NYPD turn backs on Mayor Bill de Blasio at officer's funeral

by Christian Examiner, |
Justin Ramos (L) and Jaden Ramos ( R) flank their mother Maritza Ramos as she clutches a folded U.S. flag after the casket of their father, slain NYPD officer Rafael Ramos was loaded into a hearse at his funeral service at Christ Tabernacle Church to its final resting place in the Queens borough of New York December 27, 2014. An estimated 25,000 police officers from departments around the country and Canada attended the funeral service on Saturday. | REUTERS/Carlo Allegri

NEW YORK  -- The service for Rafael Ramos Saturday was one of the largest police funerals in the city's history, with U.S. Vice President Joe Biden among the dignitaries. But the tradition-bound ceremony was marked by an unusual protest against Mayor Bill de Blasio.

As he rose to deliver the customary mayoral eulogy, thousands of uniformed officers outside silently turned their backs on him in a pointed display of disrespect as his image filled the large screens broadcasting the service.

"He believed in protecting others," de Blasio said as he stood behind Ramos' coffin, which was draped in the police department's flag and bathed in blue light, "and those who are called to protect others are a special breed."

Before joining the police department relatively late in his career, Ramos, known to his friends as Ralph, had worked as a school safety officer. Ramos' family said the mayor was welcome at the funeral, but even many officers who did not turn their backs said they sympathized with the gesture.

The NYPD's open distaste for de Blasio seems to have begun with the decision not to indict officer Daniel Pantaleo for the choking death of unarmed African-American father Eric Garner. At the time, the NYC mayor said he was "astonished by the decision and called it a "very painful day for New Yorkers." He elaborated that he had talked to his biracial son, Dante, about the potential dangers when faced with police.

"Chirlane and I have had to talk to Dante for years about the dangers that he may face," de Blasio said. "A good young man, law-abiding young man who would never think to do anything wrong. And yet, because of a history that still hangs over us, the dangers he may face, we've had to literally train him ... to take special care in any encounter he has with the police officers who are there to protect him."

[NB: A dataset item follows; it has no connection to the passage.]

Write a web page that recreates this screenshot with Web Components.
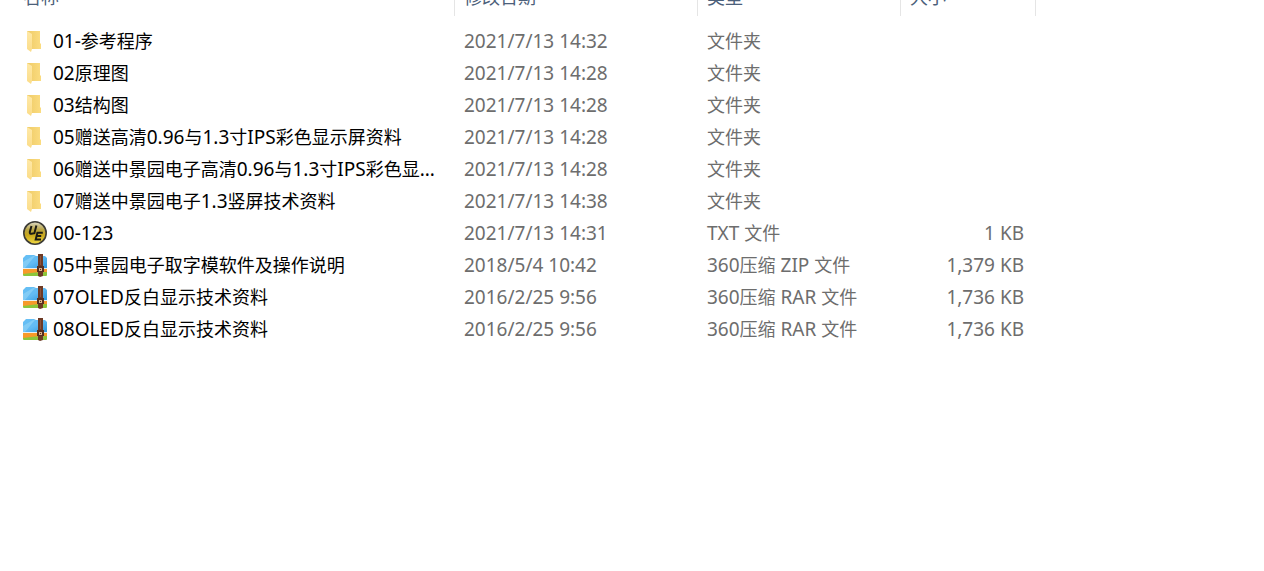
<!DOCTYPE html>
<html lang="zh-CN">
<head>
<meta charset="utf-8">
<title>文件列表</title>
<style>
body{margin:0;background:#fff;font:18px/32px "Noto Sans","Noto Sans CJK SC",sans-serif;color:#000}
</style>
</head>
<body>
<file-list></file-list>
<script>
// Text in which Latin runs are set one step larger than the Chinese characters.
class MixedText extends HTMLElement{
  connectedCallback(){
    const root=this.attachShadow({mode:'open'});
    root.innerHTML='<style>:host{display:inline;white-space:pre}.latin{font-size:19px}</style>';
    for(const run of this.getAttribute('text').match(/[\x00-\x7f]+|[^\x00-\x7f]+/g)||[]){
      const span=document.createElement('span');
      if(run.charCodeAt(0)<128) span.className='latin';
      span.textContent=run;
      root.append(span);
    }
  }
}
customElements.define('mixed-text',MixedText);

const ICONS={
folder:`<defs><linearGradient id="b" x2="1"><stop stop-color="#efcb67"/><stop offset="1" stop-color="#fbdc80"/></linearGradient><linearGradient id="f" x2="0" y2="1"><stop stop-color="#ffe9a8"/><stop offset="1" stop-color="#fbdc88"/></linearGradient></defs>
<path d="M4 2H17V14L18 15V20H8L4 17Z" fill="url(#b)"/><path d="M4 2L9 5V20L8 23L4 20Z" fill="url(#f)"/>`,
text:`<defs><linearGradient id="g" x2="0" y2="1"><stop stop-color="#dcd9c8"/><stop offset=".35" stop-color="#b9a545"/><stop offset=".6" stop-color="#c9a81c"/><stop offset="1" stop-color="#f0d944"/></linearGradient></defs>
<circle cx="12" cy="12" r="11.2" fill="url(#g)" stroke="#3c3b36" stroke-width="1.6"/>
<path d="M8.5 5L6.8 11Q6.6 13 8.5 12.7L11.4 12.2L13.4 4.6" fill="none" stroke="#1b1a14" stroke-width="2"/>
<path d="M19.8 11.8H14.4L12.7 18.6H18M13.6 15.1H18.2" fill="none" stroke="#1b1a14" stroke-width="2"/>`,
archive:`<defs><linearGradient id="s" x2="1" y2="1"><stop stop-color="#67c0f5"/><stop offset=".5" stop-color="#62bbf3"/><stop offset="1" stop-color="#2e97dd"/></linearGradient></defs>
<path d="M0 18H24V22Q24 23 23 23H1Q0 23 0 22Z" fill="#8cc63c"/><path d="M0 16H24V19Q12 19 0 21Z" fill="#f79a2a"/><path d="M0 15H24V16H0Z" fill="#e8eef0"/>
<path d="M0 5L3 2H11L13 3H22L24 5V15H0Z" fill="url(#s)"/><path d="M0 9L10 3H12L2 15H0Z" fill="#a7def8" opacity=".45"/>
<path d="M15 1H20V23L17 24L15 23Z" fill="#6d3a25"/><path d="M14 13H21V19H14Z" fill="#57301f"/><path d="M16 15H19V18H16Z" fill="#d9b08a"/><path d="M17 16H18V17H17Z" fill="#57301f"/><path d="M17.5 3V12" stroke="#8c533b"/>`
};
class FileIcon extends HTMLElement{
  connectedCallback(){
    this.attachShadow({mode:'open'}).innerHTML=`<style>:host{display:block;flex:none;width:24px;height:24px}svg{display:block}</style>
    <svg width="24" height="24" viewBox="0 0 24 24" aria-hidden="true">${ICONS[this.getAttribute('kind')]}</svg>`;
  }
}
customElements.define('file-icon',FileIcon);

const FILES=[
['folder','01-参考程序','2021/7/13 14:32','文件夹',''],
['folder','02原理图','2021/7/13 14:28','文件夹',''],
['folder','03结构图','2021/7/13 14:28','文件夹',''],
['folder','05赠送高清0.96与1.3寸IPS彩色显示屏资料','2021/7/13 14:28','文件夹',''],
['folder','06赠送中景园电子高清0.96与1.3寸IPS彩色显...','2021/7/13 14:28','文件夹',''],
['folder','07赠送中景园电子1.3竖屏技术资料','2021/7/13 14:38','文件夹',''],
['text','00-123','2021/7/13 14:31','TXT 文件','1 KB'],
['archive','05中景园电子取字模软件及操作说明','2018/5/4 10:42','360压缩 ZIP 文件','1,379 KB'],
['archive','07OLED反白显示技术资料','2016/2/25 9:56','360压缩 RAR 文件','1,736 KB'],
['archive','08OLED反白显示技术资料','2016/2/25 9:56','360压缩 RAR 文件','1,736 KB']
];
class FileList extends HTMLElement{
  connectedCallback(){
    const t=s=>s?`<mixed-text text="${s}"></mixed-text>`:'';
    this.attachShadow({mode:'open'}).innerHTML=`<style>
:host{display:block}
table{width:100%;border-collapse:separate;border-spacing:0;table-layout:fixed}
.name{width:455px}.date{width:243px}.type{width:203px}.size{width:135px}
th{padding:0;font-weight:400;text-align:left;color:#4c607a}
th>div{box-sizing:border-box;height:16px;padding:0 0 7px 9px;border-right:1px solid #e5e5e5;overflow:hidden;display:flex;align-items:flex-end;line-height:24px}
th:first-child>div{padding-left:23px}
tbody::before{content:"";display:block;height:9px}
tbody td{height:32px;padding:0 0 0 9px;color:#6d6d6d;white-space:nowrap;line-height:32px}
tbody td:first-child{padding-left:23px;color:#000}
tbody td:nth-child(4){padding-right:12px;text-align:right}
thead td{padding:0}
.file{display:flex;align-items:center;gap:6px;height:32px}
</style>
<table><colgroup><col class="name"><col class="date"><col class="type"><col class="size"><col></colgroup>
<thead><tr>${['名称','修改日期','类型','大小'].map(h=>`<th scope="col"><div>${h}</div></th>`).join('')}<td></td></tr></thead>
<tbody>${FILES.map(([k,n,d,ty,s])=>`<tr><td><div class="file"><file-icon kind="${k}"></file-icon><span>${t(n)}</span></div></td><td>${t(d)}</td><td>${t(ty)}</td><td>${t(s)}</td></tr>`).join('')}</tbody></table>`;
  }
}
customElements.define('file-list',FileList);
</script>
</body>
</html>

"There are so many families in this city who feel that each and every night. Is my child safe?" the mayor continued. "Safe from the very people they want to have faith in as their protectors. That's the reality."

Patrick Lynch, president of the city's largest police union, said within hours of the deaths of Liu and Ramos that there was "blood on the hands" of the mayor for his comments concerning his son and protestors.

The officers' killer, Ismaaiyl Brinsley, 28, was described by city officials as an emotionally troubled man, and fatally shot himself soon after the attack.

Brinsley, who was black, had written online that he wanted to kill police to avenge the deaths of Eric Garner and Michael Brown — unarmed black men killed by white policemen in New York and Ferguson, Missouri, this summer.